Why Paine wanted to write a novel related to the Gulf War at all is a mystery to him. “I was somehow magnetized by it,” he says. “I knew somehow deep inside I was going to write a book about the war.”

Instead of the beach-chair pacifism Paine felt during the Gulf War, since Sept. 11 he’s been filled with fury. “I was horrified by the loss of life, but I was [angry],” he says. “I like a culture where a woman can wear a bikini and I can tell a joke, and I was really thrown by how deep and important a culture clash can be.”

Paine doesn’t want to dig publicly into our current situation in the gulf -- he wants readers to respond to the characters he’s written without projecting their feelings about his current political sentiments.
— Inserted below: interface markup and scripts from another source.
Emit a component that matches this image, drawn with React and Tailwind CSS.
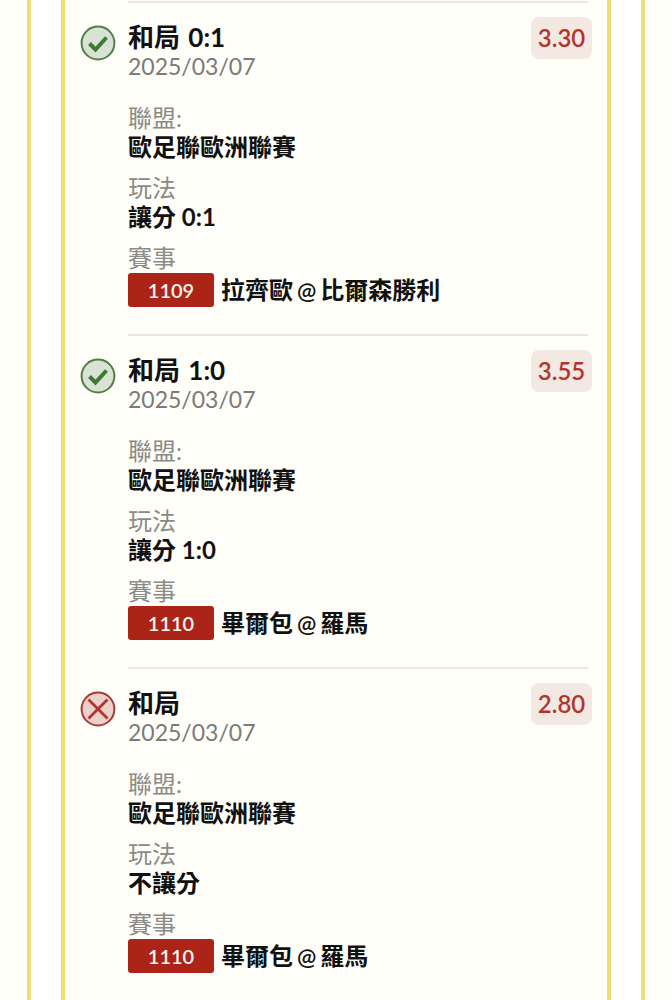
import React from 'react';

const rows = [
  { ok: true, title: '和局 0:1', odds: '3.30', play: '讓分 0:1', no: '1109', home: '拉齊歐', away: '比爾森勝利' },
  { ok: true, title: '和局 1:0', odds: '3.55', play: '讓分 1:0', no: '1110', home: '畢爾包', away: '羅馬' },
  { ok: false, title: '和局', odds: '2.80', play: '不讓分', no: '1110', home: '畢爾包', away: '羅馬' },
];

const StatusIcon = ({ ok }) => (
  <svg width="36" height="36" viewBox="0 0 36 36" fill="none">
    <circle cx="18" cy="18" r="16.4" fill={ok ? '#d9e3d5' : '#ecd0cd'} stroke={ok ? '#4f7f45' : '#a83a33'} strokeWidth="2" />
    {ok ? (
      <path d="M9.5 18.5l6 6L26.5 12.5" stroke="#3f7a35" strokeWidth="4" />
    ) : (
      <path d="M8.5 8.5l19 19M27.5 8.5l-19 19" stroke="#b3342c" strokeWidth="2.8" />
    )}
  </svg>
);

const Field = ({ label, value }) => (
  <div className="mb-[12px]">
    <div className="text-[24px] leading-[29px] text-[#8a8a86]">{label}</div>
    <div className="text-[24px] leading-[29px] font-bold text-[#111]">{value}</div>
  </div>
);

const Row = ({ row }) => (
  <div className="ml-[63px] mr-[19px] h-[333px] border-t-2 border-[#e8e7e1]">
    <div className="flex pt-[18px]">
      <div className="w-[48px] -ml-[48px] -mt-[2px] pt-[6px] shrink-0">
        <StatusIcon ok={row.ok} />
      </div>
      <div className="flex-1">
        <div className="flex justify-between">
          <div>
            <div className="text-[26px] leading-[32px] font-bold text-[#111] [word-spacing:2px]">{row.title}</div>
            <div className="text-[23px] leading-[26px] text-[#7b7b78]">2025/03/07</div>
          </div>
          <div className="-mr-[4px] -mt-[4px] w-[61px] h-[42px] flex items-center justify-center rounded-lg bg-[#f3e8e2] text-[24px] font-semibold text-[#b2352c]">
            {row.odds}
          </div>
        </div>
        <div className="mt-[24px]">
          <Field label="聯盟:" value="歐足聯歐洲聯賽" />
          <Field label="玩法" value={row.play} />
          <div className="text-[24px] leading-[29px] text-[#8a8a86]">賽事</div>
          <div className="flex items-center gap-[7px]">
            <span className="w-[86px] h-[34px] flex items-center justify-center rounded-[3px] bg-[#ac2318] text-[20px] font-semibold text-[#fdf6ee]">
              {row.no}
            </span>
            <span className="flex items-center text-[24px] font-bold text-[#111]">
              {row.home}
              <span className="mx-[4px] text-[23px] font-semibold">@</span>
              {row.away}
            </span>
          </div>
        </div>
      </div>
    </div>
  </div>
);

export default function App() {
  return (
    <div
      className="h-[1000px] overflow-hidden bg-[#fffef8] px-[27px]"
      style={{ fontFamily: 'Lato, "Noto Sans CJK TC", sans-serif' }}
    >
      <div className="h-full border-x-4 border-[#f3dc72] bg-white px-[30px]">
        <div className="h-full border-x-4 border-[#f3dc72] bg-[#fffef8] pt-[1px]">
          {rows.map((row, i) => (
            <Row key={i} row={row} />
          ))}
        </div>
      </div>
    </div>
  );
}
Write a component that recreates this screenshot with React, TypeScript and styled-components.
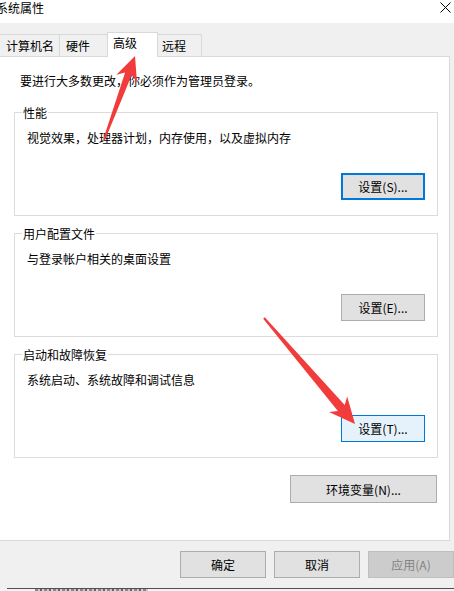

But what he does reveal follows the tensions he describes in his own persona: a conviction that “ties together deep leftist leanings with the need to regretfully fight,” a belief that he says has left deep ideological rifts between this junior-year Marine and his Vermont peacenik friends.

“Hey, it’s just like my guy Trang,” he says, referring to his protagonist. “He’s essentially coming out of the Amnesty International left, but he happens to be carrying an M-16 because he’s sick of writing letters. I don’t know if I knew it at the time I was writing, but Trang now pretty much summarizes my own psychology now.” Poet-warrior synergy, indeed.